If you know you’re not fond of a piece as soon as you pour it, you have three options.
- Use leftover paint or mix more paint and pour more onto the canvas. Sometimes, I flip my original pour cup onto the canvas and let it sit for a minute; usually there’s a fair amount of paint still left in the cup, since I don’t scrape the sides to avoid mud.
- Scrape the paint off. If the piece is a total disaster, you can scrape the paint off while it’s still wet and try again.
- Dip a second canvas into the still wet paint. If your painting isn’t quite right, but the colors aren’t muddy, take a canvas or surface of similar size and sandwich the two, face to face. There have been a few times that this dip rescue has saved my original piece and given me a bonus piece too!
Dry pieces are also salvageable. There are a few situations that might warrant a dry rescue.
- Painting dried too dark.
- If you’re painting dried too dark, you can try a coat of sealant to make the paint pop again.
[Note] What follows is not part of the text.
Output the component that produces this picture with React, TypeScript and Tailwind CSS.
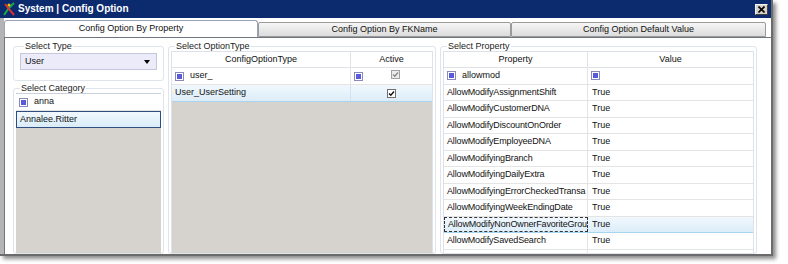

I find that this works best on lighter colored pieces; I’ve tried this technique on deep black and red with limited success.
- Try adding accents to your piece. If only some of your painting is too dark, you an add lighter accents to brighten it. Sometimes I add gold leaf, use a metallic paint pen, or even paint a simple landscape over dark areas.
- Something damaged your painting.
- If you had an unwanted visitor like a moth crash-land into your painting, it can be a little tricky to remove it once the paint has dried. Use a pair of tweezers to remove as much of the poor critter as possible, and then clean the area with a very mild soap and a little bit of water— allow the spot to dry. Now, you can either try to color match the area and fix it with paint, or fill it with gold leaf, a crystal, or another embellishment.
- If your painting cracked, sometimes you can fill in the cracks with paint to make them less noticeable Or you could repair the cracks with gold or silver paint instead. This is not unlike the Japanese art of Kintsugi (golden joinery) or Kintsukuroi (golden repair), a technique used to repair broken pottery with lacquer and a metallic powder. I’ve done this a few times, and I love the way the gold winks through the cracking.
- You just really hate it. It’s okay not to love something you’ve made. Wait until your piece is truly dry and then gently wash the surface with mild soap and a little water— do not scrub. Once the surface has dried, and if you’ve used silicone or a dimethicone hair product, sprinkle a thin layer of cornstarch over the piece, and allow it to sit for a minute before gently brushing it off. If there are sticky or clumpy spots, this means that the surface of your painting still has some residual silicone or dimethicone build up. You should clean this off before repouring.
Once your surface is clean and dry, you’re free to re-pour! Just treat your surface as you would any other surface; it’s as easy as that.
It’s disheartening when a piece doesn’t turn out exactly how you imagined, but that doesn’t have to be the end of the piece.
This being said, I’ve poured and re-poured a few pieces and sometimes, even after the fourth re-pour, it’s not right. In this case, your canvas is cursed, and it’s time for a new one.
Sara Wagner is an author and artist from Upstate New York. She is the owner of Studio Blackwater and can typically be found covered in paint, cats, or her two young daughters. You can find her on Facebook and Instagram as @studioblackwater.
7 thoughts on “Re-pouring an Unloved Painting”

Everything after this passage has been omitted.